Data shown:
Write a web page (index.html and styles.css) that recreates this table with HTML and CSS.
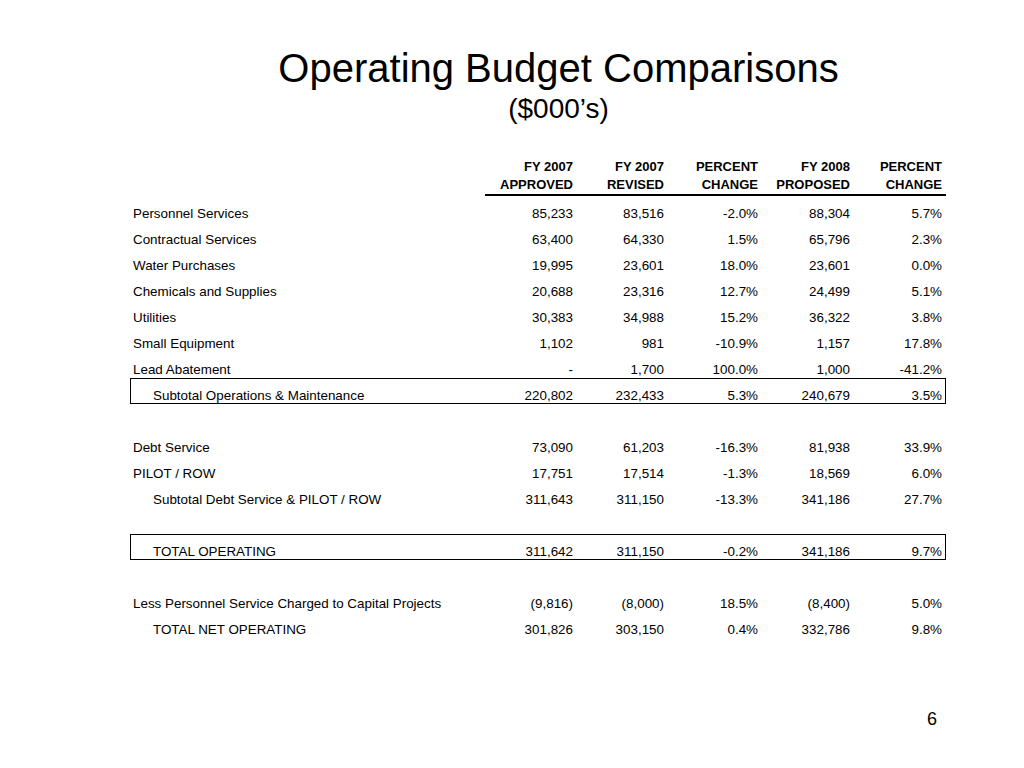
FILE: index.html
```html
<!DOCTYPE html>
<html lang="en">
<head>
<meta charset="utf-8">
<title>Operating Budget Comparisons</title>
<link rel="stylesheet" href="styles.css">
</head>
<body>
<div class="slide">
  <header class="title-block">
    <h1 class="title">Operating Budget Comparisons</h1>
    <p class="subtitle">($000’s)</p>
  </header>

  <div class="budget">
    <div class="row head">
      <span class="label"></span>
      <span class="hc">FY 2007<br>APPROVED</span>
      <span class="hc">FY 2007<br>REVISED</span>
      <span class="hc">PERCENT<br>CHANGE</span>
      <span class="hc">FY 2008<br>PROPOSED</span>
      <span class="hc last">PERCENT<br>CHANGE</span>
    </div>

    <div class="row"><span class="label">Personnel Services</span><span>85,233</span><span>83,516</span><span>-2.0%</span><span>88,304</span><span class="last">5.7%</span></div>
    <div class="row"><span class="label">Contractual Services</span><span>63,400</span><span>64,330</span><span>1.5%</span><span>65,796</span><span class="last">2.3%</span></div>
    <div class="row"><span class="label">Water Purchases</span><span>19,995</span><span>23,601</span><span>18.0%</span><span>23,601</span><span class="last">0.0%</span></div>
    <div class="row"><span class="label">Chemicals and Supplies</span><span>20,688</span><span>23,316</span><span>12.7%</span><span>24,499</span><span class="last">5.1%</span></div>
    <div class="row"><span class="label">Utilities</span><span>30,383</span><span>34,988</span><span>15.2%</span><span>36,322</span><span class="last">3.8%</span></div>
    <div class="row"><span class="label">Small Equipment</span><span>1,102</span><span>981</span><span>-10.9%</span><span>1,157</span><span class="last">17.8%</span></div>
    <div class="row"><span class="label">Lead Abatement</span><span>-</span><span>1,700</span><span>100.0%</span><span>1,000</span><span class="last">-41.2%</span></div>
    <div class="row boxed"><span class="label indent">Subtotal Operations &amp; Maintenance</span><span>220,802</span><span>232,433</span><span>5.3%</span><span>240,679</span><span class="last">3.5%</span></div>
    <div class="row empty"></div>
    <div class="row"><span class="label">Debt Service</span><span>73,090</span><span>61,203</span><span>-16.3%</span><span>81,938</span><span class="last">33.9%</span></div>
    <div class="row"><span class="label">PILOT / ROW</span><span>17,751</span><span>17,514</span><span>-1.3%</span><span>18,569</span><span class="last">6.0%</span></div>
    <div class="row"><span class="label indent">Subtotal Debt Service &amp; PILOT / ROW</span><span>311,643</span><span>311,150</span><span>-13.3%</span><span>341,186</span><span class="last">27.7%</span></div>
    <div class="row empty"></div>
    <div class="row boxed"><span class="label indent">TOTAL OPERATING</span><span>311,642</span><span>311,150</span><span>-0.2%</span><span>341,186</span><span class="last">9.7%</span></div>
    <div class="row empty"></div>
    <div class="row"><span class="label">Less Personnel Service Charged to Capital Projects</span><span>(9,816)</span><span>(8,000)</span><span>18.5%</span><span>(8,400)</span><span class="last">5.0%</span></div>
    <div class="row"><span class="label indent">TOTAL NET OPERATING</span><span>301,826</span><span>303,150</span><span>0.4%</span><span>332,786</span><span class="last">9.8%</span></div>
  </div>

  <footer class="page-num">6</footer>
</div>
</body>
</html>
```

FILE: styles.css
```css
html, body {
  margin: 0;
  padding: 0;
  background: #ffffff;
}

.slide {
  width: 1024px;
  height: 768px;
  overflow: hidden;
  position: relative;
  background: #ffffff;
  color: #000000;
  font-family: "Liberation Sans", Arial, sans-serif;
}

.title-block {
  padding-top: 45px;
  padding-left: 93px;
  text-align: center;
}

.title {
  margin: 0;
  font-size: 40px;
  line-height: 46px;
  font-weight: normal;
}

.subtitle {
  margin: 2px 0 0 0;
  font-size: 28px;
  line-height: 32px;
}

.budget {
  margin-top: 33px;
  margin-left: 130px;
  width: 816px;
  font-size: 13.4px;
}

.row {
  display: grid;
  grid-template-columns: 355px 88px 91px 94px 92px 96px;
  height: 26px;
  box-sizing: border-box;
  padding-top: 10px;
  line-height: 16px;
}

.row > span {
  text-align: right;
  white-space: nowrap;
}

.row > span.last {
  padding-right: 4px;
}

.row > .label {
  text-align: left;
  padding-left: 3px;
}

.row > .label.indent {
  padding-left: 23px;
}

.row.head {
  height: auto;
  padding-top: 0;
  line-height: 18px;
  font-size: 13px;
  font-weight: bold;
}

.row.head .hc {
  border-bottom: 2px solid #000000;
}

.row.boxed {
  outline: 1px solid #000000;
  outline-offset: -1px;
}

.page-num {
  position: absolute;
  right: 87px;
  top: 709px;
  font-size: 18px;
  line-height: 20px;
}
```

Aim:
Are you able to set down all the lines above exactly, without any pictures?

Answer for the task:
Write a web page (index.html and styles.css) that recreates this table with HTML and CSS.
FILE: index.html
```html
<!DOCTYPE html>
<html lang="en">
<head>
<meta charset="utf-8">
<title>Operating Budget Comparisons</title>
<link rel="stylesheet" href="styles.css">
</head>
<body>
<div class="slide">
  <header class="title-block">
    <h1 class="title">Operating Budget Comparisons</h1>
    <p class="subtitle">($000’s)</p>
  </header>

  <div class="budget">
    <div class="row head">
      <span class="label"></span>
      <span class="hc">FY 2007<br>APPROVED</span>
      <span class="hc">FY 2007<br>REVISED</span>
      <span class="hc">PERCENT<br>CHANGE</span>
      <span class="hc">FY 2008<br>PROPOSED</span>
      <span class="hc last">PERCENT<br>CHANGE</span>
    </div>

    <div class="row"><span class="label">Personnel Services</span><span>85,233</span><span>83,516</span><span>-2.0%</span><span>88,304</span><span class="last">5.7%</span></div>
    <div class="row"><span class="label">Contractual Services</span><span>63,400</span><span>64,330</span><span>1.5%</span><span>65,796</span><span class="last">2.3%</span></div>
    <div class="row"><span class="label">Water Purchases</span><span>19,995</span><span>23,601</span><span>18.0%</span><span>23,601</span><span class="last">0.0%</span></div>
    <div class="row"><span class="label">Chemicals and Supplies</span><span>20,688</span><span>23,316</span><span>12.7%</span><span>24,499</span><span class="last">5.1%</span></div>
    <div class="row"><span class="label">Utilities</span><span>30,383</span><span>34,988</span><span>15.2%</span><span>36,322</span><span class="last">3.8%</span></div>
    <div class="row"><span class="label">Small Equipment</span><span>1,102</span><span>981</span><span>-10.9%</span><span>1,157</span><span class="last">17.8%</span></div>
    <div class="row"><span class="label">Lead Abatement</span><span>-</span><span>1,700</span><span>100.0%</span><span>1,000</span><span class="last">-41.2%</span></div>
    <div class="row boxed"><span class="label indent">Subtotal Operations &amp; Maintenance</span><span>220,802</span><span>232,433</span><span>5.3%</span><span>240,679</span><span class="last">3.5%</span></div>
    <div class="row empty"></div>
    <div class="row"><span class="label">Debt Service</span><span>73,090</span><span>61,203</span><span>-16.3%</span><span>81,938</span><span class="last">33.9%</span></div>
    <div class="row"><span class="label">PILOT / ROW</span><span>17,751</span><span>17,514</span><span>-1.3%</span><span>18,569</span><span class="last">6.0%</span></div>
    <div class="row"><span class="label indent">Subtotal Debt Service &amp; PILOT / ROW</span><span>311,643</span><span>311,150</span><span>-13.3%</span><span>341,186</span><span class="last">27.7%</span></div>
    <div class="row empty"></div>
    <div class="row boxed"><span class="label indent">TOTAL OPERATING</span><span>311,642</span><span>311,150</span><span>-0.2%</span><span>341,186</span><span class="last">9.7%</span></div>
    <div class="row empty"></div>
    <div class="row"><span class="label">Less Personnel Service Charged to Capital Projects</span><span>(9,816)</span><span>(8,000)</span><span>18.5%</span><span>(8,400)</span><span class="last">5.0%</span></div>
    <div class="row"><span class="label indent">TOTAL NET OPERATING</span><span>301,826</span><span>303,150</span><span>0.4%</span><span>332,786</span><span class="last">9.8%</span></div>
  </div>

  <footer class="page-num">6</footer>
</div>
</body>
</html>
```

FILE: styles.css
```css
html, body {
  margin: 0;
  padding: 0;
  background: #ffffff;
}

.slide {
  width: 1024px;
  height: 768px;
  overflow: hidden;
  position: relative;
  background: #ffffff;
  color: #000000;
  font-family: "Liberation Sans", Arial, sans-serif;
}

.title-block {
  padding-top: 45px;
  padding-left: 93px;
  text-align: center;
}

.title {
  margin: 0;
  font-size: 40px;
  line-height: 46px;
  font-weight: normal;
}

.subtitle {
  margin: 2px 0 0 0;
  font-size: 28px;
  line-height: 32px;
}

.budget {
  margin-top: 33px;
  margin-left: 130px;
  width: 816px;
  font-size: 13.4px;
}

.row {
  display: grid;
  grid-template-columns: 355px 88px 91px 94px 92px 96px;
  height: 26px;
  box-sizing: border-box;
  padding-top: 10px;
  line-height: 16px;
}

.row > span {
  text-align: right;
  white-space: nowrap;
}

.row > span.last {
  padding-right: 4px;
}

.row > .label {
  text-align: left;
  padding-left: 3px;
}

.row > .label.indent {
  padding-left: 23px;
}

.row.head {
  height: auto;
  padding-top: 0;
  line-height: 18px;
  font-size: 13px;
  font-weight: bold;
}

.row.head .hc {
  border-bottom: 2px solid #000000;
}

.row.boxed {
  outline: 1px solid #000000;
  outline-offset: -1px;
}

.page-num {
  position: absolute;
  right: 87px;
  top: 709px;
  font-size: 18px;
  line-height: 20px;
}
```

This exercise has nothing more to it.